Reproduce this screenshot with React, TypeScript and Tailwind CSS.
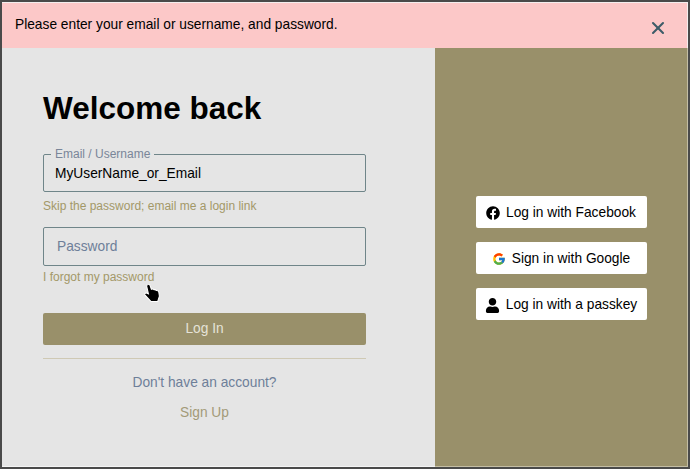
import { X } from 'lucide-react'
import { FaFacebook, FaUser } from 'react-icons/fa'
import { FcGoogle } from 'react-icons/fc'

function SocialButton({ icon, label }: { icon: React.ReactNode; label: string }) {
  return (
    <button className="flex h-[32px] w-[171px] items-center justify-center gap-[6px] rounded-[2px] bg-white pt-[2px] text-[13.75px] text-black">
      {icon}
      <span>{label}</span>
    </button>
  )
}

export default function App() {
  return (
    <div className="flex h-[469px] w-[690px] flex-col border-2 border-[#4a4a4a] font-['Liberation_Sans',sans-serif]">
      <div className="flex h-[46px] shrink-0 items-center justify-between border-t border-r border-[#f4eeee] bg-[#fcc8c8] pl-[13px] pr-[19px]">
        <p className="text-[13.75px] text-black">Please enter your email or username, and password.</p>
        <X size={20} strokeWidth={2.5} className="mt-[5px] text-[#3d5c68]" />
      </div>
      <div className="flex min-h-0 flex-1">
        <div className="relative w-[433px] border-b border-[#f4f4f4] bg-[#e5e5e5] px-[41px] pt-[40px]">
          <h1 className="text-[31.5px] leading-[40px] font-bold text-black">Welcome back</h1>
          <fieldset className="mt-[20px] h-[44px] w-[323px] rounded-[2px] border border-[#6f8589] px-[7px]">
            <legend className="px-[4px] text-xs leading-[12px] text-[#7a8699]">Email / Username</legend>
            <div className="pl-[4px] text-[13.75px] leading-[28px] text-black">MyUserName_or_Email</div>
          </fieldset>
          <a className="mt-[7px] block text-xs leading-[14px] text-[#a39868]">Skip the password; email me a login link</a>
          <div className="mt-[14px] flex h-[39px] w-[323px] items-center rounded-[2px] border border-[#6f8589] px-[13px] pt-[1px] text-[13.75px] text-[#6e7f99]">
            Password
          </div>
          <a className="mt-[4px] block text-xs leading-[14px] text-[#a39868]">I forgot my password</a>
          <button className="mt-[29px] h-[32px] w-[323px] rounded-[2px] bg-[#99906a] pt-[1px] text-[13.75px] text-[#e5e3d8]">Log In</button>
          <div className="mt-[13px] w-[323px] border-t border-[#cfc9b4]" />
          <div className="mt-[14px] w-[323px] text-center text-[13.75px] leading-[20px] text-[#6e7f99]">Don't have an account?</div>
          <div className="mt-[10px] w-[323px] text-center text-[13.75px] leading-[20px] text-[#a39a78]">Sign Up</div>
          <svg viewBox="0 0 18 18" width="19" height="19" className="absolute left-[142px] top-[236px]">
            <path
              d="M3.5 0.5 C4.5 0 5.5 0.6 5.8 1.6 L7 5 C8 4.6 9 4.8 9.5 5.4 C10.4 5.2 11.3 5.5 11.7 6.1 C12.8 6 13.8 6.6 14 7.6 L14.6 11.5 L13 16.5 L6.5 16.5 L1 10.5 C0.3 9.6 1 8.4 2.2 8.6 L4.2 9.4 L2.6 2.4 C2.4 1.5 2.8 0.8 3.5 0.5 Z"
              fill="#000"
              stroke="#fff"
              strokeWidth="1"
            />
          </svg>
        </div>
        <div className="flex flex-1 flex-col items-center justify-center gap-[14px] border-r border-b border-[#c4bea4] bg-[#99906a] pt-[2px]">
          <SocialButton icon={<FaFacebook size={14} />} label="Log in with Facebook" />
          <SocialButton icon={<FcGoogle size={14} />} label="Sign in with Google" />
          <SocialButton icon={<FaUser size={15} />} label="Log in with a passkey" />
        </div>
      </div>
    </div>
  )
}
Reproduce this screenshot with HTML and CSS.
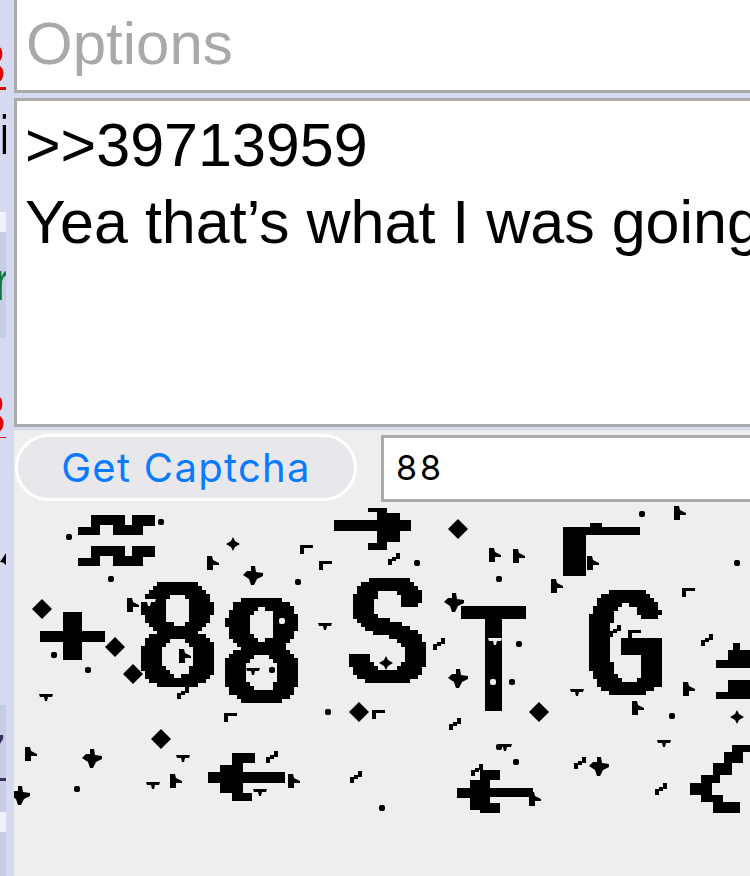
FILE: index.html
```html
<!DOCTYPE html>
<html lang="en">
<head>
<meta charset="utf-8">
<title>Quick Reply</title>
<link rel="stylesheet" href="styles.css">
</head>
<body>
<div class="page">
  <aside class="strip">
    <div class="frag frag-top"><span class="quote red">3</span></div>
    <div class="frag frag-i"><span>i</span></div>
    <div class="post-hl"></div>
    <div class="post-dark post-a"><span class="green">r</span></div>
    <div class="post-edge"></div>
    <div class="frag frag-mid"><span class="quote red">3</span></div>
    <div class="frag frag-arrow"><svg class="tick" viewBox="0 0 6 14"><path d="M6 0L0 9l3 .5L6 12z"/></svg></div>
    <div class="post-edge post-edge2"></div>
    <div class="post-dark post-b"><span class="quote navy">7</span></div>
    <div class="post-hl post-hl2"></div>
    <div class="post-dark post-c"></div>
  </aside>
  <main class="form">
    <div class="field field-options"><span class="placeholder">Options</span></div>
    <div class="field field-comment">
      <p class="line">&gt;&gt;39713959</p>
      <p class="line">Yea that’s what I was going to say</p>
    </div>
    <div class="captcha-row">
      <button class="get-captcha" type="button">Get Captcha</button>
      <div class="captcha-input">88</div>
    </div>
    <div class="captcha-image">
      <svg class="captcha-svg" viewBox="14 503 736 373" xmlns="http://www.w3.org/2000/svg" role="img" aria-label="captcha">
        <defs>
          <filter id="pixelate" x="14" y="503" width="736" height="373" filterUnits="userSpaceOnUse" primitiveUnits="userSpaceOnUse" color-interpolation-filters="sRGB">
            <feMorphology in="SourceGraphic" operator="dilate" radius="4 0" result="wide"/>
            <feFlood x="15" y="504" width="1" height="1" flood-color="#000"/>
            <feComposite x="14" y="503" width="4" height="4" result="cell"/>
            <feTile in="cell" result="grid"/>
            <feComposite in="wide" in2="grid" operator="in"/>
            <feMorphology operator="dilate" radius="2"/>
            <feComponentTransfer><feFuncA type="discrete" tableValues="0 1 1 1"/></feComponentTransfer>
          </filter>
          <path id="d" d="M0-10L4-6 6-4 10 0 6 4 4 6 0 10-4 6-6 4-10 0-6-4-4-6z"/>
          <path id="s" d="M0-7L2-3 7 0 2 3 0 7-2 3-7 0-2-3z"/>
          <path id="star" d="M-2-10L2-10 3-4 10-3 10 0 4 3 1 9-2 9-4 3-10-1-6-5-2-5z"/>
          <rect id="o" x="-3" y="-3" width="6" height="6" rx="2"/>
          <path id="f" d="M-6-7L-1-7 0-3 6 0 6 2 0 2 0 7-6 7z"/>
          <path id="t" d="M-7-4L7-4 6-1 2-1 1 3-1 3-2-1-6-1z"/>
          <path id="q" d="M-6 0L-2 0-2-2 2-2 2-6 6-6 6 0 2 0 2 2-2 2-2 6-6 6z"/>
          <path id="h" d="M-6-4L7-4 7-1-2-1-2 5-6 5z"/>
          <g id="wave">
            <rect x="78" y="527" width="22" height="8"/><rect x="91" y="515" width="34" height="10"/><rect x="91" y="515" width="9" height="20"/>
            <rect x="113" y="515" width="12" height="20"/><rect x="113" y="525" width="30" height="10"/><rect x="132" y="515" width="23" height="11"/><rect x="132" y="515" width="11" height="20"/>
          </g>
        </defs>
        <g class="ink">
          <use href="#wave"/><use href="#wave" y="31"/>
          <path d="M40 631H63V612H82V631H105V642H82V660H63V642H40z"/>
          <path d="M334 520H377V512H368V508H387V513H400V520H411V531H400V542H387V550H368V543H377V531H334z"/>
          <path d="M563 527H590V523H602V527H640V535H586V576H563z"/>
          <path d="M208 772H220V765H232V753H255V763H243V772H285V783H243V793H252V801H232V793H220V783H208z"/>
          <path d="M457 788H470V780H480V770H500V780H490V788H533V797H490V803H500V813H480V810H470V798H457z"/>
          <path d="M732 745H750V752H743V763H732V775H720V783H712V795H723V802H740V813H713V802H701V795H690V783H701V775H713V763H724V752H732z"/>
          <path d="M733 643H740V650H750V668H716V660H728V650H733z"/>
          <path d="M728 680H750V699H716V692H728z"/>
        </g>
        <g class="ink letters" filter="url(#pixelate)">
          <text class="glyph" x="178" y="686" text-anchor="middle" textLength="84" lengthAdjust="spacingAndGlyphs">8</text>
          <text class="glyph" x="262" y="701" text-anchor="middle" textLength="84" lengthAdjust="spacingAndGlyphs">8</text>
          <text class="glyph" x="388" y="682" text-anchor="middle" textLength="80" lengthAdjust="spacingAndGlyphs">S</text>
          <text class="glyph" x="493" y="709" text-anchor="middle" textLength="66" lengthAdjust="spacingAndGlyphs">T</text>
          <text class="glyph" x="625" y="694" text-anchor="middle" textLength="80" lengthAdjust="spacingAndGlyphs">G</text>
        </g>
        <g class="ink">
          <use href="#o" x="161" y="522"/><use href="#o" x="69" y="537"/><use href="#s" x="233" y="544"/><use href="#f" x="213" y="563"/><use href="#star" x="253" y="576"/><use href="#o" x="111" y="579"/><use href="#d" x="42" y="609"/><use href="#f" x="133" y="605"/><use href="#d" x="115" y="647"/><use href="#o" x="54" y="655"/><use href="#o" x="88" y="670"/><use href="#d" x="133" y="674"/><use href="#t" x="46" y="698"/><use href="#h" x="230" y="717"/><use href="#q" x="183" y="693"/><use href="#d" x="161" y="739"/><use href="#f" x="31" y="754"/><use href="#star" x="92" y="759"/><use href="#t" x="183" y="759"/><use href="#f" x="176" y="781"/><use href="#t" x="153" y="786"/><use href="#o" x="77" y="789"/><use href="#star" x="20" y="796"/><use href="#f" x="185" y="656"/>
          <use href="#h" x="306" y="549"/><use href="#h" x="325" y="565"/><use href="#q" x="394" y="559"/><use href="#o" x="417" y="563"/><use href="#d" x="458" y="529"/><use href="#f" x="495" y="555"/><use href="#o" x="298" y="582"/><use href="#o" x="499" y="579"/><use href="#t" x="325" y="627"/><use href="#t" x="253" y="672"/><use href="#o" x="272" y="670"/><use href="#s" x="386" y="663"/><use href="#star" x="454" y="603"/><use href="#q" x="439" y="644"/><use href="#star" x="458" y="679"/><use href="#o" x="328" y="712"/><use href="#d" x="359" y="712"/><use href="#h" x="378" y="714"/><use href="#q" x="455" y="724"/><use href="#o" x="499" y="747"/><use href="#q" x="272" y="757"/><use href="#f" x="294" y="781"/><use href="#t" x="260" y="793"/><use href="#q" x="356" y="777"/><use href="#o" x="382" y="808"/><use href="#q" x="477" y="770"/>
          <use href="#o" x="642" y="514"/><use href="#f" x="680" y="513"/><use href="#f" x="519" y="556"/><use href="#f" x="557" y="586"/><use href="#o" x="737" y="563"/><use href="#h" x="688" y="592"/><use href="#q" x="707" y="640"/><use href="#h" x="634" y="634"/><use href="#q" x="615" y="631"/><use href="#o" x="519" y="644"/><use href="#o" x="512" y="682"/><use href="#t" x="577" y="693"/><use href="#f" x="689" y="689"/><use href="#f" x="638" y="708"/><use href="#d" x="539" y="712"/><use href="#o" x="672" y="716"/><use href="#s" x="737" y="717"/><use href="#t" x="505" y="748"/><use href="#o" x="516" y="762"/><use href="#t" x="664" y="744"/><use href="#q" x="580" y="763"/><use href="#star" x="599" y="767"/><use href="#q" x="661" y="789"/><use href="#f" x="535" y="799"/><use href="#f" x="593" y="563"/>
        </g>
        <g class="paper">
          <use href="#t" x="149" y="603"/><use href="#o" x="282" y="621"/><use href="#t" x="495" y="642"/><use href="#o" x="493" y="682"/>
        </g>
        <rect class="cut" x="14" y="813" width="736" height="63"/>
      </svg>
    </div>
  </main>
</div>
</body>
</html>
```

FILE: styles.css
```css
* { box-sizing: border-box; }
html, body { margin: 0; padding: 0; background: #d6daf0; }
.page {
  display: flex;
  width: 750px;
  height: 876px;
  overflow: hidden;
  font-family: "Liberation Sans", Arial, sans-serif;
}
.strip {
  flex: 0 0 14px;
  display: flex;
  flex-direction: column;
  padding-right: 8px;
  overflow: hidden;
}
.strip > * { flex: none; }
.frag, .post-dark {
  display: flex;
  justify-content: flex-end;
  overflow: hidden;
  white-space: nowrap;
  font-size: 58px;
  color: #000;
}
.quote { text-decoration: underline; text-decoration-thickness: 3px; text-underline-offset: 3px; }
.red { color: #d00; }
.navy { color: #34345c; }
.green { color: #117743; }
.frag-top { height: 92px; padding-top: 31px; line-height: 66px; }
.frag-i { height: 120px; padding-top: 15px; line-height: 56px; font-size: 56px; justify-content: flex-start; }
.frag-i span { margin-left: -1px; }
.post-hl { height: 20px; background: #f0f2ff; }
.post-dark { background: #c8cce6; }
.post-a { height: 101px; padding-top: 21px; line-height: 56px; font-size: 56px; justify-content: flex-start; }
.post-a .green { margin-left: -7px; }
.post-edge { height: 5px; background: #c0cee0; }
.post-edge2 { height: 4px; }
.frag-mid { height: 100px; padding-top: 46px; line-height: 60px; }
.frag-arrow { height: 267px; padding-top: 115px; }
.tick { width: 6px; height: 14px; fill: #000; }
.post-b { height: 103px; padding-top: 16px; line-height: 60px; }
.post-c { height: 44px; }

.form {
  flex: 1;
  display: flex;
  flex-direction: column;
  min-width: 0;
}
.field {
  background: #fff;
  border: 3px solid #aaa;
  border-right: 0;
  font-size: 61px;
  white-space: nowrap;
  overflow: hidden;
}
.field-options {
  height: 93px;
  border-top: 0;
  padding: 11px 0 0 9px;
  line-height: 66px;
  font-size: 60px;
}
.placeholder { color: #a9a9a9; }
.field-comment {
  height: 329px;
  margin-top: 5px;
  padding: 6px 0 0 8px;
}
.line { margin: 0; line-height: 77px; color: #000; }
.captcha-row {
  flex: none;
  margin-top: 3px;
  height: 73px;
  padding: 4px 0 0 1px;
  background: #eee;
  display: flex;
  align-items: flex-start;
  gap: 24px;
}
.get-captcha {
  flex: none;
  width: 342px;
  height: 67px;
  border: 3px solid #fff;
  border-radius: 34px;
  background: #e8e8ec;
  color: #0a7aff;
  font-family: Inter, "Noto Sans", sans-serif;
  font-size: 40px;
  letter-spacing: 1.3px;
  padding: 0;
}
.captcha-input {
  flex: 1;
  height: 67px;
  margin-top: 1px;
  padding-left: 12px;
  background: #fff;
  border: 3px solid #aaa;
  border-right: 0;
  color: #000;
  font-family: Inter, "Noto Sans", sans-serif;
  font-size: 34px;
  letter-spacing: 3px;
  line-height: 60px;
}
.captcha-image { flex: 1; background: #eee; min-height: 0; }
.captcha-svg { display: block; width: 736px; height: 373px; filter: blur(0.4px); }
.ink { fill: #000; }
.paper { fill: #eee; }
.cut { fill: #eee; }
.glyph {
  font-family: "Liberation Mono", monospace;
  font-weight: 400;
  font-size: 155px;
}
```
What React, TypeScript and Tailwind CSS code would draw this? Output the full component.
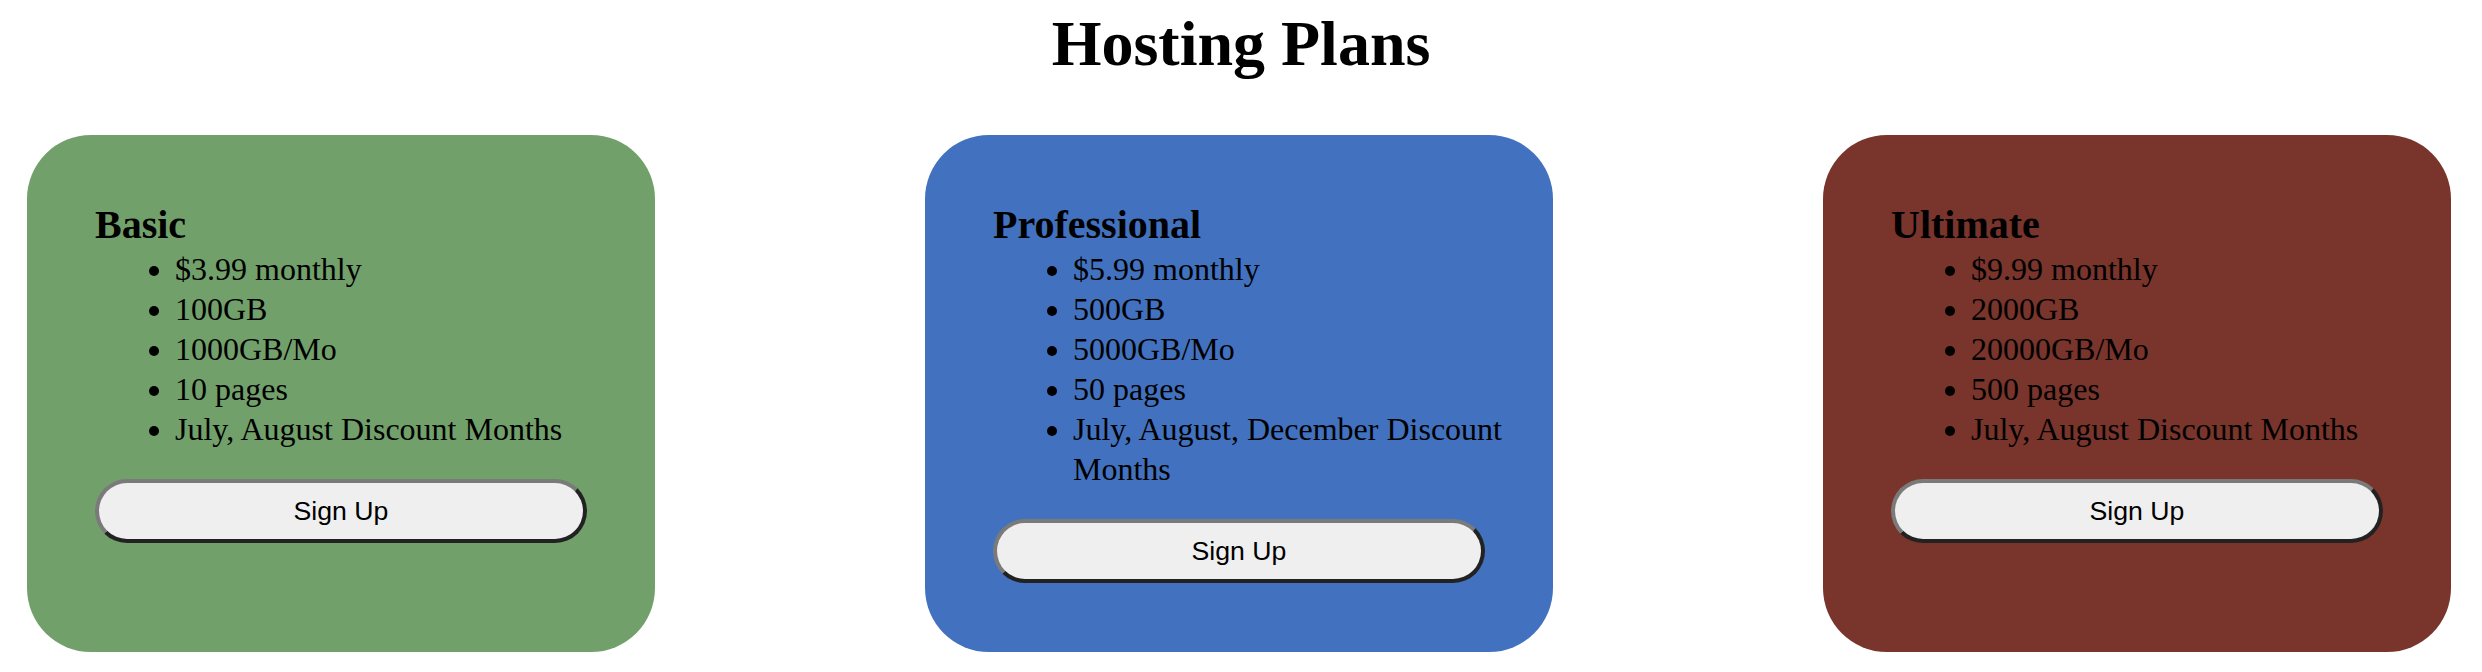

- - - - -

> _GOAL OF THE EXERCISE_
Copy each line from the records above that includes the string "screenshot".

> _WRITTEN ANSWER_
Reproduce this screenshot with React, TypeScript and Tailwind CSS.
Reproduce this screenshot with HTML and CSS.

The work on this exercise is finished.